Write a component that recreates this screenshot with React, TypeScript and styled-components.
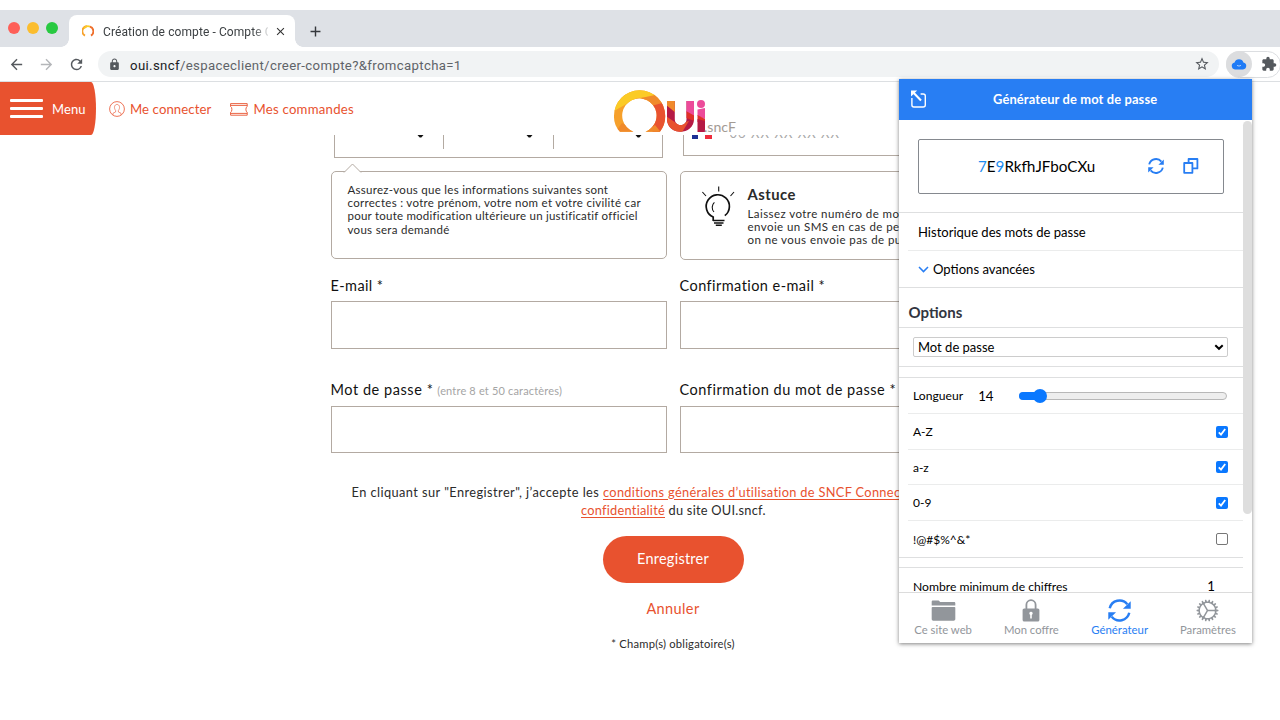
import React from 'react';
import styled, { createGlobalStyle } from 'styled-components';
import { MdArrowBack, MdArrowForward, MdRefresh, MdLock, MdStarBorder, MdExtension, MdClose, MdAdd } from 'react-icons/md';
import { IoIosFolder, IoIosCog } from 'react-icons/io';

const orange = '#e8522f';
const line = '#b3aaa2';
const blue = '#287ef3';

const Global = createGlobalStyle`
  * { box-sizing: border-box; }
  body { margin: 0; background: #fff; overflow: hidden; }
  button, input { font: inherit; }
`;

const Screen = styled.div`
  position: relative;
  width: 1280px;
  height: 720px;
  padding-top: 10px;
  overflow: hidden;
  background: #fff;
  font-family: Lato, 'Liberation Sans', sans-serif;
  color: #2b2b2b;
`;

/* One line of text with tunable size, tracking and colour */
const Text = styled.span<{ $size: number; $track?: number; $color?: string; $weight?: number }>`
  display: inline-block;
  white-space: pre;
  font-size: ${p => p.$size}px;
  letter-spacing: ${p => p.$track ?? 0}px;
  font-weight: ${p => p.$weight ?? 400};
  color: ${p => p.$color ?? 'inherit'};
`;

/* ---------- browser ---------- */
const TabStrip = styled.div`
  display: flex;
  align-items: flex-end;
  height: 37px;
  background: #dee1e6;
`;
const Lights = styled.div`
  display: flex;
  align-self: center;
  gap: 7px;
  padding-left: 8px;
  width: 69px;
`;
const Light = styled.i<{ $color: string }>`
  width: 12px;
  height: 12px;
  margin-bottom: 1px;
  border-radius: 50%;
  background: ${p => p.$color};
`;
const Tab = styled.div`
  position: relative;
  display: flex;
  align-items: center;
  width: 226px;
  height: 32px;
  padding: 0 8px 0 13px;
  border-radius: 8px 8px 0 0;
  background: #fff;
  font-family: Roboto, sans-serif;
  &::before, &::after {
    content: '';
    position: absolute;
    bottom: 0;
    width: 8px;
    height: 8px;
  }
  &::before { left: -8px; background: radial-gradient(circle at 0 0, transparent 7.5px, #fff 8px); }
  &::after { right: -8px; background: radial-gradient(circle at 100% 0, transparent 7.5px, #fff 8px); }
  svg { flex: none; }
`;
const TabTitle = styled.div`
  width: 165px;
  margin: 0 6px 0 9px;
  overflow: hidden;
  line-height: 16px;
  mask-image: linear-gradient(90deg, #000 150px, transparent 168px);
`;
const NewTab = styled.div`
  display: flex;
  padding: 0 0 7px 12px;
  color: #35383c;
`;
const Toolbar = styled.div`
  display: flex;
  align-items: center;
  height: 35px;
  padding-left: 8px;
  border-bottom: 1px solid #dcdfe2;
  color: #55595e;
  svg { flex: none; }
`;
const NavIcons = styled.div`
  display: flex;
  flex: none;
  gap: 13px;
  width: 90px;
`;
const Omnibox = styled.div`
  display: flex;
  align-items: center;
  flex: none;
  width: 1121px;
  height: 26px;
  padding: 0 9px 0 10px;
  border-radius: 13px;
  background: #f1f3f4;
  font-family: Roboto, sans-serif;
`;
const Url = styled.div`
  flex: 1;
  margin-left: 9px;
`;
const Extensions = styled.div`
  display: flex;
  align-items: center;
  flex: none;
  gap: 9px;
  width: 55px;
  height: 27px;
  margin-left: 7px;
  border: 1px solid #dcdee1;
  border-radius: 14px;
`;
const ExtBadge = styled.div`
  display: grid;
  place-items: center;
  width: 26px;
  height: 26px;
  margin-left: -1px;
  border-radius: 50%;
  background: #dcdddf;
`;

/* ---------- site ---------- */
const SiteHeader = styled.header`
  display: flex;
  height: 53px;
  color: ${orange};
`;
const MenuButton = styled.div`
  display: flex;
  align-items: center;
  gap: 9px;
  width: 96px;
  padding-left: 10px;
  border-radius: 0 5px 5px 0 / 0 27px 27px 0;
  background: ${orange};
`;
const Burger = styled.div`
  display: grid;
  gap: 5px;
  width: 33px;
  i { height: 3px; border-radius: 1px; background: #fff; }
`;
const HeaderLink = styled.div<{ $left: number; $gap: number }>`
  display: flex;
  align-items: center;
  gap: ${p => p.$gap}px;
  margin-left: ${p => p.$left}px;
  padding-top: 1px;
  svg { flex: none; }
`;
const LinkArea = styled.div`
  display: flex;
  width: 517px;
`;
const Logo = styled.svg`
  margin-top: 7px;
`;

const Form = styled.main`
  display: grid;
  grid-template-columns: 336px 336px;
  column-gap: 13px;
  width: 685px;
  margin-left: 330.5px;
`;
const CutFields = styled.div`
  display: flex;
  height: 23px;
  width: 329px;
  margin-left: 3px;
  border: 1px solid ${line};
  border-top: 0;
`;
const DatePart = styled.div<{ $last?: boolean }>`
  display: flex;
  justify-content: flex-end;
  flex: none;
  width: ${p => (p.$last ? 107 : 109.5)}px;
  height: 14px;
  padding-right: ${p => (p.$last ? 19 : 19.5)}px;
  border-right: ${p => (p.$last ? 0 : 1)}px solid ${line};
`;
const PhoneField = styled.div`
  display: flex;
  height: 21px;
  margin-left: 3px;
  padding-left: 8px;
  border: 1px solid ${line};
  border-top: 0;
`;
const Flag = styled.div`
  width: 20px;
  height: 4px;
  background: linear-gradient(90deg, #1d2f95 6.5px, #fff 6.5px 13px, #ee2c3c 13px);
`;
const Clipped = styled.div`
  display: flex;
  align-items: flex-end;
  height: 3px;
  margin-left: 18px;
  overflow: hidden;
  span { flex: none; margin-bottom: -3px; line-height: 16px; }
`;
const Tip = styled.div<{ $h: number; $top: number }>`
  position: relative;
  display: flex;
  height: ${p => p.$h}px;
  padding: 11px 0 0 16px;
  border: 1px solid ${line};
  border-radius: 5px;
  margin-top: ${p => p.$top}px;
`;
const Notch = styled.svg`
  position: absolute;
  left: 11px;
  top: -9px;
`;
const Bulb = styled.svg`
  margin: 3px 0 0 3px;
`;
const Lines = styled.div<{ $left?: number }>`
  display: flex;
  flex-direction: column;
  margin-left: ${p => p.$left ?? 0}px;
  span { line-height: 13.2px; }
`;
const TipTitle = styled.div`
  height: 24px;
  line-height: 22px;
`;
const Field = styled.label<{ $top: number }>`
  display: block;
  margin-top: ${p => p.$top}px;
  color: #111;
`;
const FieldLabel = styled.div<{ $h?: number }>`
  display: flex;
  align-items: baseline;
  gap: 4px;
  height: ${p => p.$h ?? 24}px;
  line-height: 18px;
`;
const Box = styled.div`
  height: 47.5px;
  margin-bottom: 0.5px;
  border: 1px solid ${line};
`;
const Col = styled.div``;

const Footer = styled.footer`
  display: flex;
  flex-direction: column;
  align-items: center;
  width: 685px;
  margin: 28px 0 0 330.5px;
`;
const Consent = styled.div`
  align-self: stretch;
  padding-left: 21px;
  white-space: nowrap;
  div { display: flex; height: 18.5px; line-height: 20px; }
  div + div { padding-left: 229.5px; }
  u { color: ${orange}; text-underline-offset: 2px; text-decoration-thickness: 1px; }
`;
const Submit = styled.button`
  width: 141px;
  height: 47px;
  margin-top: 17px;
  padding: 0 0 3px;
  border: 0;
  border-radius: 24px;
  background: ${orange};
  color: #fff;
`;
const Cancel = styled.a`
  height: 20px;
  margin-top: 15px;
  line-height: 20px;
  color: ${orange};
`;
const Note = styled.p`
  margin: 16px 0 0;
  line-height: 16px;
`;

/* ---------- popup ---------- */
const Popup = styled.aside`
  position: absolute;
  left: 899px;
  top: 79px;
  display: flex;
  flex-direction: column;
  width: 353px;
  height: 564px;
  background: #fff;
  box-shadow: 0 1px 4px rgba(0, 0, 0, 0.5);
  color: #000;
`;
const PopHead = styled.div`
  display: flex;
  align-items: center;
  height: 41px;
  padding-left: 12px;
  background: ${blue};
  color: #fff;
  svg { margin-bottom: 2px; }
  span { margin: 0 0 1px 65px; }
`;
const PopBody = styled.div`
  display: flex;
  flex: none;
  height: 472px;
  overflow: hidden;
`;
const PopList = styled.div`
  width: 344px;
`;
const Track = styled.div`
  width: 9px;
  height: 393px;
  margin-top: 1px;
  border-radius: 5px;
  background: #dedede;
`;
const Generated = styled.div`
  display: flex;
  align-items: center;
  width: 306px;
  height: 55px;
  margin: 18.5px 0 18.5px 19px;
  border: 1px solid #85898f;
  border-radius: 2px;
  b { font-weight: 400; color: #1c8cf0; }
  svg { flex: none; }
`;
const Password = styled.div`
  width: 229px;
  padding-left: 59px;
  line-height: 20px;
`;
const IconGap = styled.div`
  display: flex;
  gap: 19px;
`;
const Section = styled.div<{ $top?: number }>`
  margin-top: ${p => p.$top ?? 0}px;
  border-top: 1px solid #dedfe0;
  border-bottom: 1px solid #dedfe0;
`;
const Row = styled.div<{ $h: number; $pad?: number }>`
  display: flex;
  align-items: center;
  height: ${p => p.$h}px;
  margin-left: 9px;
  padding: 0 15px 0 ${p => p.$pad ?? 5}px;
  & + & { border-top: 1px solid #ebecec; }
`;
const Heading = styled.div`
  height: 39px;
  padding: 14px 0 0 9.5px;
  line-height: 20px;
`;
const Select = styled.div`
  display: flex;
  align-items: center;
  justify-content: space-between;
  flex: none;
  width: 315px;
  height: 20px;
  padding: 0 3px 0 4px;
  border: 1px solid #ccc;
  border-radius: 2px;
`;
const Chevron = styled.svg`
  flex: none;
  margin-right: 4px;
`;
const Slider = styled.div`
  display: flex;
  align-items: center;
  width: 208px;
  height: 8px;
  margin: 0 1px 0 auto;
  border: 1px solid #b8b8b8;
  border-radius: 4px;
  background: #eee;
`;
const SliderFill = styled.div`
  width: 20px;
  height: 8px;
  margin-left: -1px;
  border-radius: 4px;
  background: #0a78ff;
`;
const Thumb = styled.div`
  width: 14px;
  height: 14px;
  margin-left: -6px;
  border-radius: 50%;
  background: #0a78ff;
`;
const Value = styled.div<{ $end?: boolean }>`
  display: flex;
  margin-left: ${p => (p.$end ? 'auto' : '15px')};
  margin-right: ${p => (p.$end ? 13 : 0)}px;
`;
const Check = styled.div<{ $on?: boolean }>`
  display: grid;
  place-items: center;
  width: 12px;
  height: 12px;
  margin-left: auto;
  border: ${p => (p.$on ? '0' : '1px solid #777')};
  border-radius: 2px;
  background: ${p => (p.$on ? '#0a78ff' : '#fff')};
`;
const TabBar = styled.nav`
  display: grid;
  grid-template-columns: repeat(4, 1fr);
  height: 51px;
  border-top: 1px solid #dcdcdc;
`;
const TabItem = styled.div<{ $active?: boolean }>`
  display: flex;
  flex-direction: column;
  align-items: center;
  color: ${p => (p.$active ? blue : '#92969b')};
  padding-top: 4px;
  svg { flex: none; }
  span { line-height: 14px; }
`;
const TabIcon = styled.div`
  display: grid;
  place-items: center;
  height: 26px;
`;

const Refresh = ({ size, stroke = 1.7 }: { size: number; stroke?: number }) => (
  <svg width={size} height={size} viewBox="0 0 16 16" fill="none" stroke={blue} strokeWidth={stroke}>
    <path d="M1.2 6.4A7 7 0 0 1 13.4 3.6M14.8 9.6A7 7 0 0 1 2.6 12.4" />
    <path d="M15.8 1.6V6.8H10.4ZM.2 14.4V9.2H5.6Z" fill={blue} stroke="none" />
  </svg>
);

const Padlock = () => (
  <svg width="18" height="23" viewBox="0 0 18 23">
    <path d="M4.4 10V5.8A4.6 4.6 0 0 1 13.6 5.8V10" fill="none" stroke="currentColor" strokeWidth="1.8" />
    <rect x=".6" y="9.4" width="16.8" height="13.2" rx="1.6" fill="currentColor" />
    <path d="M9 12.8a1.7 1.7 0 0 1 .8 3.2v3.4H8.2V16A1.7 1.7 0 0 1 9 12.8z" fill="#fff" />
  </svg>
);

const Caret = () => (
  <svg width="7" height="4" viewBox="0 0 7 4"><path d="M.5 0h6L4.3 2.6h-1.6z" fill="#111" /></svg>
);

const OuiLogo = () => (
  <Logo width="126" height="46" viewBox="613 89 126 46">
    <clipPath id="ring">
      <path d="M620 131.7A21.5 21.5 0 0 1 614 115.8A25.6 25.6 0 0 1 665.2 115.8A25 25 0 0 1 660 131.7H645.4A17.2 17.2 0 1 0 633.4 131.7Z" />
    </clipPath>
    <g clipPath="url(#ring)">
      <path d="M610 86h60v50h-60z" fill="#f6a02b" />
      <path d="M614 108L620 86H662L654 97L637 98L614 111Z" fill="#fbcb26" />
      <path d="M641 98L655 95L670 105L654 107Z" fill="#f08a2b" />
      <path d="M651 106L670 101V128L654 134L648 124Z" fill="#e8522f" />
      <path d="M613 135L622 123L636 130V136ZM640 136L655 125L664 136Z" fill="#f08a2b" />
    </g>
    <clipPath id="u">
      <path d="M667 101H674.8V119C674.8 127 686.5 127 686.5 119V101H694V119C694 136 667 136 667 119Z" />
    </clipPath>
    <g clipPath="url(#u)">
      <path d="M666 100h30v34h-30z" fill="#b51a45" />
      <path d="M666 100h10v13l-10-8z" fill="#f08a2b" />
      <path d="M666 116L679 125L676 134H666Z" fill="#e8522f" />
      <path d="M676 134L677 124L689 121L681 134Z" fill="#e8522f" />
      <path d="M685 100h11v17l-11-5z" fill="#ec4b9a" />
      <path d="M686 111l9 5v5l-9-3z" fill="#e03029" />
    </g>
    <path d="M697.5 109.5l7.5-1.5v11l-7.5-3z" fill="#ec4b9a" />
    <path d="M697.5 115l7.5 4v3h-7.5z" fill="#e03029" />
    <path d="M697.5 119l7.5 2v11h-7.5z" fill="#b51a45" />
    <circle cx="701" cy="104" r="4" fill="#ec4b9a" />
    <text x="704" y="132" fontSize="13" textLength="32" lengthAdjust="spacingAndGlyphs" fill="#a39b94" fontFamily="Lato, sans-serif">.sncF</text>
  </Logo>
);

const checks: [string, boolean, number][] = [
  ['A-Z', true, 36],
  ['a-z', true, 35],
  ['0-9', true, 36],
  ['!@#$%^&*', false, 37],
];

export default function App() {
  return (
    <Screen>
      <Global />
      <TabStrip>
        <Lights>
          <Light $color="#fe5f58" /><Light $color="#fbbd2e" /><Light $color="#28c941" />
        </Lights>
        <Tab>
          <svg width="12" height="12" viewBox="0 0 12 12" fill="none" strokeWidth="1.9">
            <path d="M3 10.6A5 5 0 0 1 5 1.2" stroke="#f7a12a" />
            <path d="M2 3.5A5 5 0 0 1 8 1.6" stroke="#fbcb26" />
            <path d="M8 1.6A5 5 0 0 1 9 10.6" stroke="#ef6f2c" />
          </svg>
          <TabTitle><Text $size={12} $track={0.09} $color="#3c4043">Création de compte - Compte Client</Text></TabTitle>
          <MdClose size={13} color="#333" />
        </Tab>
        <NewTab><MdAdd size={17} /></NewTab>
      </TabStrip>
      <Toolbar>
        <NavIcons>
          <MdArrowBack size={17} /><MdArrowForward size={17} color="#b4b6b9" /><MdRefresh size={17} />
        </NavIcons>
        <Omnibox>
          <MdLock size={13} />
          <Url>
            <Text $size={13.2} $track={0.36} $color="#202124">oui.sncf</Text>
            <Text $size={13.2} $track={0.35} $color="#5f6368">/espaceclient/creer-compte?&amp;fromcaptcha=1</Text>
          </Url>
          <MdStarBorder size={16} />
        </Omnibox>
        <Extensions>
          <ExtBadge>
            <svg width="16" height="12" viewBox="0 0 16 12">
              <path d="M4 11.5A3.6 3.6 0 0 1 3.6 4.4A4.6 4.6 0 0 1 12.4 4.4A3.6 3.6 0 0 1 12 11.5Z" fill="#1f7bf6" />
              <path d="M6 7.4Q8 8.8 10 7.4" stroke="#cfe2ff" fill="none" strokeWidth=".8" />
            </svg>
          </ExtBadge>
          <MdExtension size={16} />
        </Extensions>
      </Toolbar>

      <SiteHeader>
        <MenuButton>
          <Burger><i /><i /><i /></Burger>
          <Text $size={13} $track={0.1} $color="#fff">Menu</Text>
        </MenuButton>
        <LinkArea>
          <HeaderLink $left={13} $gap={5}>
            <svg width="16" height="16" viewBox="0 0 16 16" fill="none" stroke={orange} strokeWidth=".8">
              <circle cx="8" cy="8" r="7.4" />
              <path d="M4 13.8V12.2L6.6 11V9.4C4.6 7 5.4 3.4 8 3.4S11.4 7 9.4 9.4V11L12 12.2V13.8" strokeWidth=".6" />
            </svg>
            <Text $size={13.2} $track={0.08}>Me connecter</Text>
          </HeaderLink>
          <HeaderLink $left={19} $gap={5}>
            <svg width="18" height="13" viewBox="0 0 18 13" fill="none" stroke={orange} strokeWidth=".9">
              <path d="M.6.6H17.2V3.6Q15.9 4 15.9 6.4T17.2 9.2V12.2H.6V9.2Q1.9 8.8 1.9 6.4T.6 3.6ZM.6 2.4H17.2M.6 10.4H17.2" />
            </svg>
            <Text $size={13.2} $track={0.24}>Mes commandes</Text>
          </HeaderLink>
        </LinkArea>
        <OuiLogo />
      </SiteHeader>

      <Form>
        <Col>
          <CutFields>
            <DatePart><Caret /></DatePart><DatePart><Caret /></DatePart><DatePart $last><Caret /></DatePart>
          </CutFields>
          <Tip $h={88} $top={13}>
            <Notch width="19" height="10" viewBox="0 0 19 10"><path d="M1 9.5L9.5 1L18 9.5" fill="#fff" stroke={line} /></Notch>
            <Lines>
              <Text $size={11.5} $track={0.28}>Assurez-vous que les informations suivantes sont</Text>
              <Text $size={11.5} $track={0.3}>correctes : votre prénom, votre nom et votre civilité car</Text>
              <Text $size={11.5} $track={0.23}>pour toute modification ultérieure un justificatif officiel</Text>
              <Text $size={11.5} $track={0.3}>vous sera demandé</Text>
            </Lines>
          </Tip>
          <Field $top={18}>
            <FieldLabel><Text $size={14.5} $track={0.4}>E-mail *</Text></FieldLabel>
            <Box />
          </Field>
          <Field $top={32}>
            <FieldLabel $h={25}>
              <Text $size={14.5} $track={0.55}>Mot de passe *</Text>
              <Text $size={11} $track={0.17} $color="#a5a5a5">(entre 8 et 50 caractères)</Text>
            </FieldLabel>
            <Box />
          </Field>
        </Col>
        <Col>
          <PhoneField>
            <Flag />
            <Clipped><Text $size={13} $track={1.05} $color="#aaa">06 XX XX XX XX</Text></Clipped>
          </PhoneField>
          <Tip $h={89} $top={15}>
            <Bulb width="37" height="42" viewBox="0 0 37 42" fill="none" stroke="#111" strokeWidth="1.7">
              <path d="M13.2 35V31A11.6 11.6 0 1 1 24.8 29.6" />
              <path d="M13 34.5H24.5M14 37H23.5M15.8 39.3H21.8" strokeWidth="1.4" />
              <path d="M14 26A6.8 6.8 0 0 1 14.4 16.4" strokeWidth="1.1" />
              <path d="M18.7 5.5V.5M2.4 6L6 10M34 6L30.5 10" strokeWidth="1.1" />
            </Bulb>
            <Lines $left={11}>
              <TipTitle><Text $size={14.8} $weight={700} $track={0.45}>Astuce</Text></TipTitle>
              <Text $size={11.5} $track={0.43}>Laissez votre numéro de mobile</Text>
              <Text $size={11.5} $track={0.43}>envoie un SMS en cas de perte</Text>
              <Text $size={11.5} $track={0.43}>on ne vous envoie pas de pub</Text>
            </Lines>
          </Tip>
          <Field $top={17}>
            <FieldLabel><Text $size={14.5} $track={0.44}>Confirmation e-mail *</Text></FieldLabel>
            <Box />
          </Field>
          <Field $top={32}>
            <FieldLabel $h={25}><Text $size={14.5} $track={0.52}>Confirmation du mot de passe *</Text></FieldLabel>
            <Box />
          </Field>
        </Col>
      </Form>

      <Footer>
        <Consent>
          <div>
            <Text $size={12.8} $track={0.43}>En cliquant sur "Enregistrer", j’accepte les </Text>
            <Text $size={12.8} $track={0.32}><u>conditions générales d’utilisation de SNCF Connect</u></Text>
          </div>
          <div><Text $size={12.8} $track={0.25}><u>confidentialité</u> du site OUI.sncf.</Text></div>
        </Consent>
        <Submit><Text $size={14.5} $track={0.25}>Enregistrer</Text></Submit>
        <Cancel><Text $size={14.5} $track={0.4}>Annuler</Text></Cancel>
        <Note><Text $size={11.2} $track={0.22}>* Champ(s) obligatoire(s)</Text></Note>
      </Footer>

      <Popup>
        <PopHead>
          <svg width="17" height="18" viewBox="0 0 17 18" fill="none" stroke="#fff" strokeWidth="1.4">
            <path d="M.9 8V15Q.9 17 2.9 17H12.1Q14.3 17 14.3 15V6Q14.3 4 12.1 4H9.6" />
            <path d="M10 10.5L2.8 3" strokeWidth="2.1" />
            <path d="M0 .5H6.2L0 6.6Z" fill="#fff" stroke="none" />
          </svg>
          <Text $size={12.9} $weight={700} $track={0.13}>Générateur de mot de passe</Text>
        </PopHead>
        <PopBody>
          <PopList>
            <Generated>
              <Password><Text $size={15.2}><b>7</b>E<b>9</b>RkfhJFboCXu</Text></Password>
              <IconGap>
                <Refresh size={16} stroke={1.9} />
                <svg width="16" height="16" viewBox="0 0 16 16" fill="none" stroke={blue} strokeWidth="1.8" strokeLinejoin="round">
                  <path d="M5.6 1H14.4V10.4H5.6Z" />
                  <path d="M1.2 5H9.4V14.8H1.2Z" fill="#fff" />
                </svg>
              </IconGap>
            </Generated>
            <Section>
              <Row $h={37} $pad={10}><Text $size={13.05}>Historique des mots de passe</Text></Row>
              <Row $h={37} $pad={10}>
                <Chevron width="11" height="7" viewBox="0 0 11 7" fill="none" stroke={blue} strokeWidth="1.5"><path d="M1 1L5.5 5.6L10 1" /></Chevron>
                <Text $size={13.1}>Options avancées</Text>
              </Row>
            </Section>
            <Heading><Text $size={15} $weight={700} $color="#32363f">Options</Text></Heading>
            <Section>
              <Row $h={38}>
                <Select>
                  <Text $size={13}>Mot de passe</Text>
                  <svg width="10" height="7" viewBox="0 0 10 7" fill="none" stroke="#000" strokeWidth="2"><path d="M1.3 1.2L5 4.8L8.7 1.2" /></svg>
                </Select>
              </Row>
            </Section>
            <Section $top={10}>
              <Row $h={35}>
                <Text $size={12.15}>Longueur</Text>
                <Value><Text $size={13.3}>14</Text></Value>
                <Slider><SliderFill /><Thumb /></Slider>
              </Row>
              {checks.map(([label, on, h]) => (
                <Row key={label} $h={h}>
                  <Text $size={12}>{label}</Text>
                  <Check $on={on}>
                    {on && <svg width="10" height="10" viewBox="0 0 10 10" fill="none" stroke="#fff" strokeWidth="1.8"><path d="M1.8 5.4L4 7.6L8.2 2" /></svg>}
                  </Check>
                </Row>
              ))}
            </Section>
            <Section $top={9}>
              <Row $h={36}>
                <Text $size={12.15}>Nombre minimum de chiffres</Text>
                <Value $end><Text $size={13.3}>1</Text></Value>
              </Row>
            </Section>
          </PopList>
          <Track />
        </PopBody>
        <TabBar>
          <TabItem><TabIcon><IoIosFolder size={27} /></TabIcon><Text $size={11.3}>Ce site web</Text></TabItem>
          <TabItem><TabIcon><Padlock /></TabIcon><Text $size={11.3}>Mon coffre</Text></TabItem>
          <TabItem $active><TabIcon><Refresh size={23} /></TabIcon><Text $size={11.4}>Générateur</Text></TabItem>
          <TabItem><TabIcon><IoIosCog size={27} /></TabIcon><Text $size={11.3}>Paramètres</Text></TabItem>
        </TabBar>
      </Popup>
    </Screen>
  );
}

****************

> PROBLEM REQUIREMENTS: From the listing above, copy out each line where the word "with" appears.

> FULL SOLUTION:
Write a component that recreates this screenshot with React, TypeScript and styled-components.
/* One line of text with tunable size, tracking and colour */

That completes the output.